Madison: '...but wait, there's more!'

This is just what Congress did in 1996, when it drafted the DMA. Section 2 of that law says, "No State, territory, or possession of the United States, or Indian tribe, shall be required to give effect to any public act, record, or judicial proceeding of any other State, territory, possession, or tribe respecting a relationship between persons of the same sex that is treated as a marriage under the laws of such other State, territory, possession, or tribe, or a right or claim arising from such a relationship."

By writing this law, Congress merely exercised the power assigned to it by Article IV Section 1. It prescribed by a general law the manner in which a public record, in this case a marriage license, shall be proved valid. It also made it clear that "a relationship between persons of the same sex" is something other than a marriage, even if a state may decide to treat it as such. Therefore, recognition by one state of gay marriages performed in another is not required by the "full faith and credit" clause.

Since the Defense of Marriage Act is constitutional, there is no need to buttress it with a constitutional amendment. All that is needed is to prevent the Supreme Court from meddling with it, which Congress is empowered to do, by Article III Section 2 of the Constitution. That section outlines all the cases over which the Supreme Court is to have jurisdiction, but "with such Exceptions, and under such Regulations as the Congress shall make." If Congress removes marriage laws from the Court's jurisdiction, then the DMA cannot be struck down.
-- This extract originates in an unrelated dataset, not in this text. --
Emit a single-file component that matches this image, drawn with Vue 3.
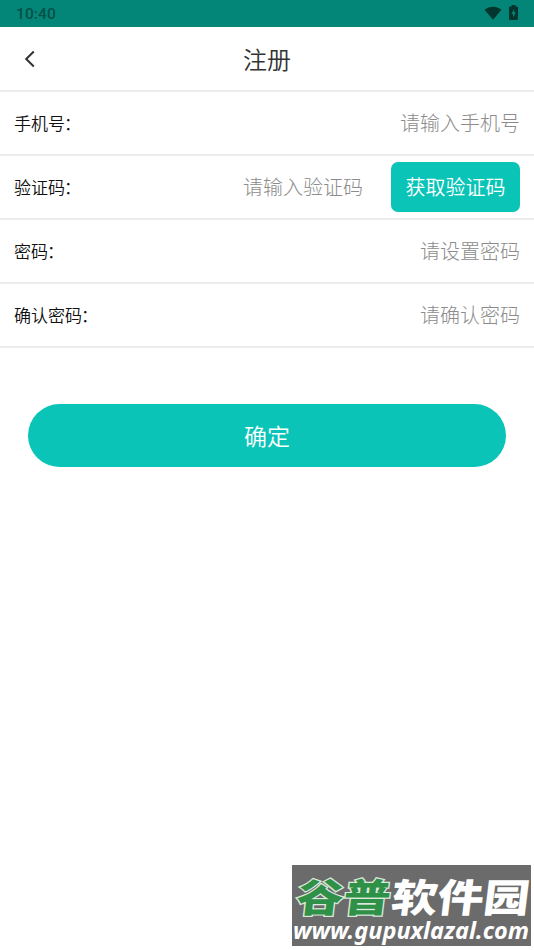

All this requires is a simple majority vote in each house of Congress, followed by the president's signature. It does not demand the two-thirds majority required for passage of an amendment, which would then need the approval of three-fourths of the states for ratification. More importantly, by removing the Supreme Court from the process, this approach adheres to one of the most important laws of the constitutional jungle: Don't feed the judges.